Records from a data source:
---------------
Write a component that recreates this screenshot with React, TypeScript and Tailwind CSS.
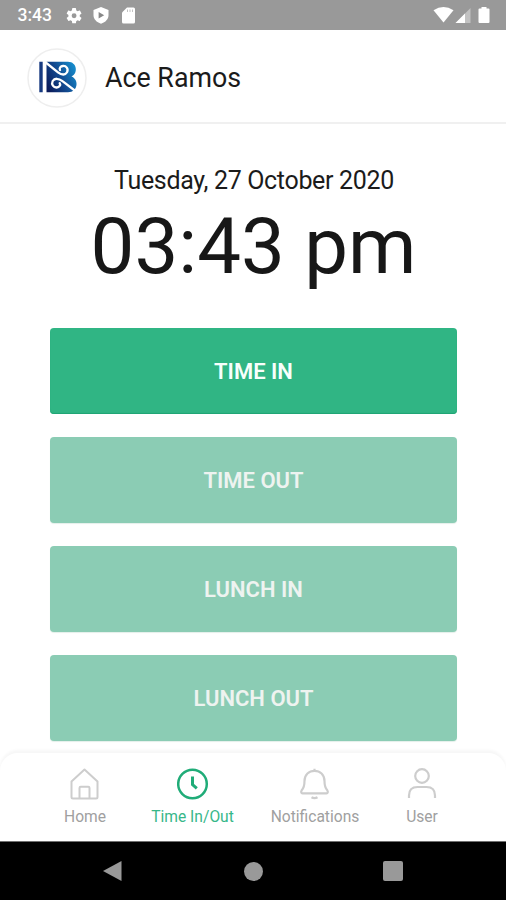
import React from 'react';

// ----------------------------------------------------------------------

const StatusBar: React.FC = () => {
  return (
    <div className="flex h-[30px] items-center bg-[#999999] text-white">
      <span className="w-[48px] pl-[17.500px] pt-[2px] text-[17.500px] font-medium leading-none">3:43</span>

      <svg width="90" height="30" viewBox="48 0 90 30" fill="#fff">
        <g transform="translate(64.6 6.2) scale(0.79)">
          <path d="M19.14 12.94c.04-.3.06-.61.06-.94s-.02-.64-.07-.94l2.03-1.58a.49.49 0 0 0 .12-.61l-1.92-3.32a.49.49 0 0 0-.59-.22l-2.39.96a7 7 0 0 0-1.62-.94l-.36-2.54A.48.48 0 0 0 13.92 2.4h-3.84a.48.48 0 0 0-.48.41l-.36 2.54c-.59.24-1.13.57-1.62.94l-2.39-.96a.48.48 0 0 0-.59.22L2.73 8.87a.48.48 0 0 0 .12.61l2.03 1.58a6 6 0 0 0 0 1.88l-2.03 1.58a.49.49 0 0 0-.12.61l1.92 3.32c.12.22.37.29.59.22l2.39-.96c.5.38 1.03.7 1.62.94l.36 2.54c.05.24.24.41.48.41h3.84c.24 0 .44-.17.47-.41l.36-2.54a7 7 0 0 0 1.62-.94l2.39.96c.22.08.47 0 .59-.22l1.92-3.32a.48.48 0 0 0-.12-.61zM12 15.1A3.1 3.1 0 1 1 12 8.9a3.1 3.1 0 0 1 0 6.2z" />
        </g>
        <path d="M101 7l7.500 3v5c0 4.200-3 7.200-7.500 8.700-4.500-1.500-7.500-4.500-7.500-8.700v-5z" />
        <path d="M98.600 11.900l5.600 3.300-5.600 3.300z" fill="#888" />
        <path d="M127 7.500h6.500q1.500 0 1.500 1.500V22q0 1.500-1.500 1.500h-10q-1.500 0-1.500-1.500V12.500z" />
        <path d="M127.500 9.500v2.500M130 9.500v2.500M132.500 9.500v2.500" stroke="#999" strokeOpacity="0.6" strokeWidth="1" />
      </svg>

      <svg width="72" height="30" viewBox="430 0 72 30" className="ml-auto mr-1" fill="#fff">
        <path d="M433.500 10.200Q443.500 3.800 453.500 10.200L443.500 22.500z" />
        <path d="M470.500 8v15h-15z" opacity="0.4" />
        <path d="M465 13.500V23h-9.500z" />
        <path d="M481.500 7h5v1.500h2q1 0 1 1V22q0 1-1 1h-9q-1 0-1-1V9.500q0-1 1-1h2z" />
      </svg>
    </div>
  );
};

const Logo: React.FC = () => {
  return (
    <svg width="60" height="60" viewBox="0 0 60 60" fill="none">
      <defs>
        <linearGradient id="logo" x1="20" y1="38" x2="49" y2="24" gradientUnits="userSpaceOnUse">
          <stop offset="0" stopColor="#0b1c5c" />
          <stop offset="0.5" stopColor="#124a90" />
          <stop offset="1" stopColor="#1688c8" />
        </linearGradient>
      </defs>
      <circle cx="30" cy="30" r="29" stroke="#eeeeee" strokeWidth="1.500" fill="#fff" />
      <path d="M12.300 13.800h3.400v30.400h-3.400z" fill="#173a80" />
      <path d="M19.500 13.800H41c9 0 10.500 11.700 3.500 14.700 7.500 2.500 7 15.700-3.500 15.700H19.500z" fill="url(#logo)" />
      <g stroke="#fff" strokeWidth="2.300" strokeLinecap="round">
        <path d="M17.500 13.500L31 24.300C35 27.500 38.500 27 40 24.300 41.800 20.500 39 17.700 36 18c-2.500.2-4 2.300-3 4" />
        <path d="M51 45L35.500 33.200C31.500 30 27.500 30 25.700 33c-1.800 3.500 1 6.700 4 6.500 2.700-.2 4.200-2.500 3-4.300" />
      </g>
    </svg>
  );
};

const Header: React.FC = () => {
  return (
    <header className="flex h-[94px] items-center gap-[18px] border-b-2 border-[#f0f0f0] pl-[27px] pt-[4px]">
      <Logo />
      <h1 className="text-[26.800px] leading-8 text-[#1b1b1b]">Ace Ramos</h1>
    </header>
  );
};

// ----------------------------------------------------------------------

const actions = [
  { label: 'TIME IN', enabled: true },
  { label: 'TIME OUT', enabled: false },
  { label: 'LUNCH IN', enabled: false },
  { label: 'LUNCH OUT', enabled: false },
];

const Actions: React.FC = () => {
  return (
    <div className="flex flex-col gap-[23px] pl-[50px] pr-[49px]">
      {actions.map(({ label, enabled }) => (
        <button
          key={label}
          disabled={!enabled}
          className={
            enabled
              ? 'h-[86px] rounded bg-[#30b584] text-[22px] font-semibold text-[#f8fffc] shadow-[inset_0_-1px_1px_#20a474]'
              : 'h-[86px] rounded bg-[#8bccb4] text-[22px] font-semibold text-[#eef3f0] shadow-[0_1px_1px_#e4efea]'
          }
        >
          {label}
        </button>
      ))}
    </div>
  );
};

// ----------------------------------------------------------------------

const HomeIcon = () => (
  <svg width="32" height="34" viewBox="0 0 32 34" fill="none" stroke="#cdcdcd" strokeWidth="2" strokeLinejoin="round">
    <path d="M15.500 3.500L28.500 15.500V31q0 1.500-1.500 1.500H4Q2.500 32.500 2.500 31V15.500z" />
    <path d="M10.500 32V22q0-1.200 1.200-1.200h7.600q1.200 0 1.200 1.200V32" />
  </svg>
);

const ClockIcon = () => (
  <svg width="32" height="34" viewBox="0 0 32 34" fill="none" stroke="#20ac78" strokeWidth="2.500">
    <circle cx="15.500" cy="18" r="14.300" />
    <path d="M15.500 10.500v8l4.300 3.800" strokeWidth="3" />
  </svg>
);

const BellIcon = () => (
  <svg width="32" height="34" viewBox="0 0 32 34" fill="none" stroke="#cdcdcd" strokeWidth="2.200" strokeLinejoin="round">
    <path d="M15.500 2.800v2M5.500 15C5.500 8.500 10 4.800 15.500 4.800S25.500 8.500 25.500 15c0 5 .6 7 2.800 9.300.9 1.200.6 3-.8 3H3.500c-1.400 0-1.700-1.800-.8-3C4.900 22 5.500 20 5.500 15z" />
    <path d="M12.500 31.300q3 1.800 6 0" />
  </svg>
);

const UserIcon = () => (
  <svg width="32" height="34" viewBox="0 0 32 34" fill="none" stroke="#cdcdcd" strokeWidth="2.200">
    <circle cx="16" cy="10" r="6.800" />
    <path d="M3 32v-2.500q0-8.500 8.500-8.500h9q8.500 0 8.500 8.500V32" />
  </svg>
);

const BottomNav: React.FC = () => {
  return (
    <nav className="flex h-[88px] rounded-t-[18px] bg-white pl-[31px] pt-[13px] text-[15.600px] leading-[18px] text-[#a0a0a0] shadow-[0_-3px_3px_#f7f7f7]">
      <div className="flex w-[108px] flex-col items-center gap-[8px]">
        <HomeIcon />
        <span>Home</span>
      </div>
      <div className="flex w-[107px] flex-col items-center gap-[8px] text-[#37b789]">
        <ClockIcon />
        <span>Time In/Out</span>
      </div>
      <div className="flex w-[138px] flex-col items-center gap-[8px]">
        <BellIcon />
        <span>Notifications</span>
      </div>
      <div className="flex w-[76px] flex-col items-center gap-[8px]">
        <UserIcon />
        <span>User</span>
      </div>
    </nav>
  );
};

const SystemBar: React.FC = () => {
  return (
    <div className="flex h-[59px] items-center justify-between border-t border-[#707070] bg-black pl-[102px] pr-[103px]">
      <svg width="21" height="22" viewBox="0 0 21 22" fill="#999999">
        <path d="M1 11L19.500 1v20z" />
      </svg>
      <div className="size-[19px] rounded-full bg-[#999999]" />
      <div className="size-[20px] rounded-[2px] bg-[#999999]" />
    </div>
  );
};

const App: React.FC = () => {
  return (
    <div className="flex h-[900px] w-[506px] flex-col overflow-hidden bg-white font-['Roboto',sans-serif]">
      <StatusBar />
      <Header />
      <main className="flex flex-1 flex-col">
        <p className="mt-[41px] pl-[2px] text-center text-[25px] leading-[32px] tracking-[-0.33px] text-[#1b1b1b]">Tuesday, 27 October 2020</p>
        <p className="mb-[36px] mt-[5px] pl-[1px] text-center text-[78px] leading-[90px] text-[#171717]">03:43 pm</p>
        <Actions />
      </main>
      <BottomNav />
      <SystemBar />
    </div>
  );
};

export default App;
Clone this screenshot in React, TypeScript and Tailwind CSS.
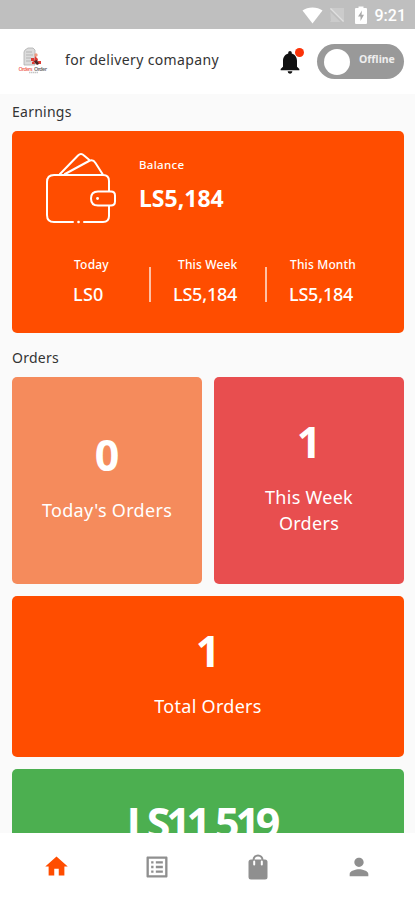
import { MdHome, MdListAlt, MdNotifications, MdPerson } from "react-icons/md";

const earnings = [
  { title: "Today", value: "LS0", titleClass: "left-[62px] tracking-[0.2px]", valueClass: "left-[61px] tracking-[0.3px]" },
  { title: "This Week", value: "LS5,184", titleClass: "left-[27px] tracking-[0.15px]", valueClass: "left-[22px] tracking-[-0.2px]" },
  { title: "This Month", value: "LS5,184", titleClass: "left-[23px] tracking-[0.15px]", valueClass: "left-[22px] tracking-[-0.2px]" },
];

function StatusBar() {
  return (
    <div className="flex h-[29px] shrink-0 items-center justify-end bg-[#bfbfbf] pr-[9px] text-white">
      <svg className="mt-[1px] h-[17px] w-[21px]" viewBox="0 0 21 17" fill="currentColor">
        <path d="M10.5 16.5 0.5 3.6C3.2 1.6 6.700.5 10.500.5s7.300 1.100 10 3.100z" />
      </svg>
      <svg className="mt-[1px] ml-[6px] h-[16px] w-[16px]" viewBox="0 0 16 16">
        <path d="M15 1v14H1z" fill="#d0d0d0" />
        <path d="M15 1v14H2L1 1z" fill="#cbcbcb" />
        <path d="M1 3l13 13" stroke="#bfbfbf" strokeWidth="2" />
        <path d="M1.500 1.500l13 13" stroke="#e0e0e0" strokeWidth="1.300" />
      </svg>
      <svg className="mt-[1px] ml-[10px] h-[18px] w-[12px]" viewBox="0 0 12 18">
        <path d="M3.500 2V.5h5V2H11q1 0 1 1v14q0 1-1 1H1q-1 0-1-1V3q0-1 1-1z" fill="#fff" />
        <path d="M7 4.500 3 10.500h2.500V15L9 8.800H6.500z" fill="#a9a9a9" />
      </svg>
      <span className="ml-[8px] mt-[3px] font-[Roboto] text-[16px] leading-none font-medium">9:21</span>
    </div>
  );
}

function Logo() {
  return (
    <svg className="h-[32px] w-[32px]" viewBox="0 0 32 32">
      <path d="M8 4l3-2h5l2 2v15H7V6z" fill="#dcdcdc" stroke="#adadad" strokeWidth=".8" />
      <path d="M9 6h6M9 9h7M9 12h5M9 15h5" stroke="#a5a5a5" strokeWidth=".7" />
      <circle cx="19" cy="9" r="1.700" fill="#ee9a80" />
      <path d="M14 12h3v3h-3zM18 10l3 3-1 3h-3zM21 15h3v3h-3zM15 16l2-1 1 3h-3z" fill="#dd3a33" />
      <path d="M17 15l3-1 2 4-2 1-2-2z" fill="#4b2525" />
      <text x="1.500" y="24.500" fontSize="5.300" fontWeight="600" fill="#f0685e" fontFamily="Noto Sans, sans-serif" textLength="14">Orders</text>
      <text x="17" y="24.500" fontSize="5.300" fontWeight="600" fill="#666" fontFamily="Noto Sans, sans-serif" textLength="13">Order</text>
      <path d="M12 26.500h9" stroke="#c5c5c5" strokeWidth="1.500" strokeDasharray="1.500 .5" />
    </svg>
  );
}

function Header() {
  return (
    <header className="flex h-[65px] shrink-0 items-center bg-white pl-[17px] pr-[11px]">
      <Logo />
      <h1 className="relative -top-[2px] ml-[16px] flex-1 whitespace-nowrap text-[14px] tracking-[0.36px] text-[#333]">
        for delivery comapany
      </h1>
      <div className="relative mr-[13px] h-[28px] w-[28px]">
        <MdNotifications className="h-[28px] w-[28px] text-[#111]" />
        <span className="absolute top-0 right-0 h-[9px] w-[9px] rounded-full bg-[#fb3208]" />
      </div>
      <button className="flex h-[35px] w-[87px] items-center rounded-full bg-[#999] pl-[7px] text-white">
        <span className="h-[26px] w-[26px] rounded-full bg-white" />
        <span className="relative -top-[2px] ml-[9px] text-[10.500px] font-bold text-[#eee]">Offline</span>
      </button>
    </header>
  );
}

function WalletIcon() {
  return (
    <svg className="h-[73px] w-[73px]" viewBox="0 0 73 73" fill="none" stroke="#fff" strokeWidth="2" strokeLinecap="round" strokeLinejoin="round">
      <path d="M28 70H9q-7 0-7-7V30q0-7 7-7h49q6 0 6 6v10M64 54v10q0 6-6 6H39" />
      <path d="M33.500 70h.1" strokeWidth="2.600" />
      <path d="M15 22 33 3.500q3-3 6 0l6 5M20 22 44 9q4-2 6.500 2l7 11" />
      <path d="M53 39.500h13q4 0 4 4v6q0 4-4 4H53q-7 0-7-7t7-7z" />
      <path d="M52.500 46.500h.1" strokeWidth="2.800" />
    </svg>
  );
}

function EarningsCard() {
  return (
    <section className="h-[202px] rounded-[5px] bg-[#ff4d00] text-white">
      <div className="flex h-[119px] pt-[21px] pl-[33px]">
        <WalletIcon />
        <div className="pt-[5px] pl-[21px]">
          <p className="text-[11.500px] leading-[16px] font-medium tracking-[0.3px]">Balance</p>
          <p className="mt-[10px] text-[23px] leading-[30px] font-bold">LS5,184</p>
        </div>
      </div>
      <div className="flex">
        {earnings.map((item, i) => (
          <div key={item.title} className={i === 0 ? "flex w-[139px]" : i === 1 ? "flex w-[116px]" : "flex flex-1"}>
            <div className="flex-1 whitespace-nowrap">
              <p className={`relative mt-[7px] text-[12px] leading-[16px] font-medium ${item.titleClass}`}>{item.title}</p>
              <p className={`relative mt-[9px] text-[18px] leading-[24px] font-medium ${item.valueClass}`}>{item.value}</p>
            </div>
            {i < 2 && <span className="mt-[17px] h-[35px] w-[2px] bg-[#ffc0a5]" />}
          </div>
        ))}
      </div>
    </section>
  );
}

function OrderCard({ count, label, className }: { count: string; label: string; className: string }) {
  return (
    <div className={`flex flex-col items-center justify-center rounded-[5px] pb-[9px] text-center text-white ${className}`}>
      <p className="text-[43px] leading-[50px] font-bold">{count}</p>
      <p className="mt-[17px] text-[18px] leading-[26px] font-[450] tracking-[0.3px]">{label}</p>
    </div>
  );
}

function BagIcon() {
  return (
    <svg className="mt-[21px] h-[26px] w-[20px] justify-self-center" viewBox="0 0 20 26">
      <path d="M5.500 8V6a4.500 4.500 0 0 1 9 0v2" fill="none" stroke="currentColor" strokeWidth="2" />
      <rect x=".5" y="5.500" width="19" height="20" rx="2.500" fill="currentColor" />
      <path d="M6.200 7.500v3M13.800 7.500v3" stroke="#fff" strokeWidth="2" strokeLinecap="round" />
    </svg>
  );
}

function BottomNav() {
  return (
    <nav className="grid h-[67px] shrink-0 grid-cols-4 bg-white px-[5px] text-[#8f8f8f]">
      <MdHome className="relative left-px mt-[20px] h-[27px] w-[27px] justify-self-center text-[#ff4d00]" />
      <MdListAlt className="mt-[20px] h-[28px] w-[28px] justify-self-center" />
      <BagIcon />
      <MdPerson className="mt-[20px] h-[28px] w-[28px] justify-self-center" />
    </nav>
  );
}

export default function App() {
  return (
    <div className="flex h-[900px] w-[415px] flex-col overflow-hidden bg-[#fafafa] font-['Noto_Sans',sans-serif]">
      <StatusBar />
      <Header />
      <main className="min-h-0 flex-1 overflow-hidden pr-[11px] pl-[12px]">
        <h2 className="h-[37px] pt-[8px] text-[14px] leading-[20px] tracking-[0.25px] text-[#333]">Earnings</h2>
        <EarningsCard />
        <h2 className="h-[44px] pt-[15px] text-[14px] leading-[20px] tracking-[0.25px] text-[#333]">Orders</h2>
        <div className="grid grid-cols-2 gap-3">
          <OrderCard count="0" label="Today's Orders" className="h-[207px] bg-[#f58b5c]" />
          <OrderCard count="1" label="This Week Orders" className="h-[207px] bg-[#e84e4f] px-[40px]" />
          <OrderCard count="1" label="Total Orders" className="col-span-2 h-[161px] bg-[#ff4d00]" />
          <div className="col-span-2 h-[161px] rounded-[5px] bg-[#4caf50] pt-[29px] pr-[13px] text-center text-white">
            <p className="text-[43px] leading-[50px] font-bold tracking-[-4.2px]">LS11,519</p>
          </div>
        </div>
      </main>
      <BottomNav />
    </div>
  );
}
---------------
**What is expected:** Transcribe the opening line of the listing above, please, and every line after it through the line with "pl-[17.500px] pt-[2px] text-[17.500px]", word for word, without pictures.

**Exercise result:**
Write a component that recreates this screenshot with React, TypeScript and Tailwind CSS.
import React from 'react';

// ----------------------------------------------------------------------

const StatusBar: React.FC = () => {
  return (
    <div className="flex h-[30px] items-center bg-[#999999] text-white">
      <span className="w-[48px] pl-[17.500px] pt-[2px] text-[17.500px] font-medium leading-none">3:43</span>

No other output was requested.